I've had to replace my webcounter since the free service I was using decided to no longer be free. I didn't need to keep records of the whopping 15-30 hits per week that this site generates, but if I'd required them for research or some such I'd be fairly pissed off at this point.

That said: I assure you that the stats generated here won't be used against you. I won't tell anybody about your IP address, host provider, browser, operating system, time of connection, credit card number, phone number, favourite flavour of ice cream, the mechanics of finding that special tickley spot at the back of your neck, if you really sold your soul in grade seven by reciting the Lord's Prayer backwards on a bet, those exotic food, copious drink and rather dubious travel expenses submitted to the accounting department under 'snacks', that you not only voted for that fallen-from-grace politician back in the day but considered having their name tattooed on your left thigh in the event of victory, if you're still telling people you're trying to 'change the system from within' at your new job with a business espousing a lifestyle you once detested in others or if you've experienced a lifestyle change in the best Oprah fashion, those few stolen nights of bliss in University involving a six-pack of single-serving Henckel Trocken bottles & a pool toy & two bags of panko, how you extol the virtues of buying organic and the slow-cooking movement but still lace your tre formaggi with Cheez Whiz at dinner parties because you spent the afternoon watching CSI reruns, whether or not your rash is contagious or just a one-off, and that sometimes you ruminate on the fact that Eeyore is your favourite Winnie the Pooh character because he always looks like he needs a hug. Your secrets are safe with RiteCounter and me.

Thursday, May 06, 2010

A short act of perfection

"We were talking about some of the older castles in Touraine and we touched upon the iron cage in which Louis XI imprisoned Cardinal La Balue for six years, then upon oubliettes and such horrors. I had seen several of the latter, simply dry wells thirty or forty feet deep where a man was thrown to wait for nothing; since I have such a tendency to claustrophobia that a Pullman berth is a certain nightmare, they had made a lasting impression. So it was rather a relief when a doctor told this story — that is, it was a relief when he began it for it seemed to have nothing to do with the tortures long ago."

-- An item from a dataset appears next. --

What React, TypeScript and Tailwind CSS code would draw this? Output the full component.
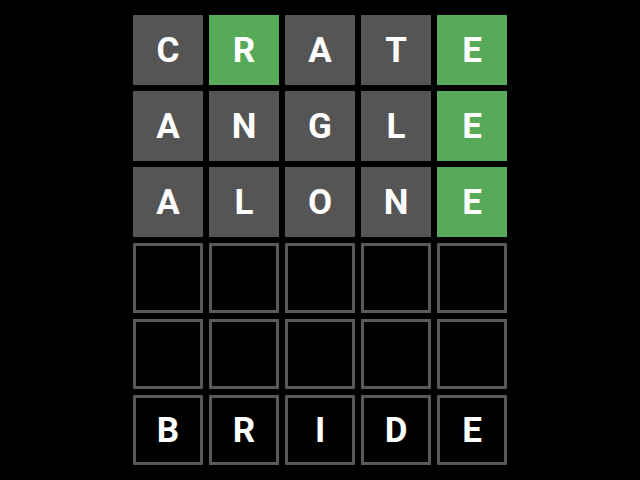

Two cheers for brevity (three is overkill). I have always wanted to be a short, concise writer who nails something with the bare essentials and walks away clean. I've clearly had only mixed success, despite having access to the works of masters. The Long Way Out is one of F. Scott Fitzgerald's later short works: you can find the entire story here. It won't take you long to read and might take you years to forget. It's an almost perfect short story, clocking in at just under 1800 words and painting a perfect portrait of limbo. I read it at a relatively early age and keep hoping that I can put something across with such simplicity.

Nobody can accuse Fitzgerald of writing an 'upper' by any stretch of the imagination, which is pretty much what you'd expect from an alcoholic who was no stranger to sanitarium visits (both he and Zelda had their share of time in the wards). By the end of his story, you realize that 'if it ain't broke, don't fix it' doesn't always work; 'ain't broke' isn't the same thing as 'working properly.' Sometimes 'functional' is the best you can hope for. At the very least, it beats the alternative.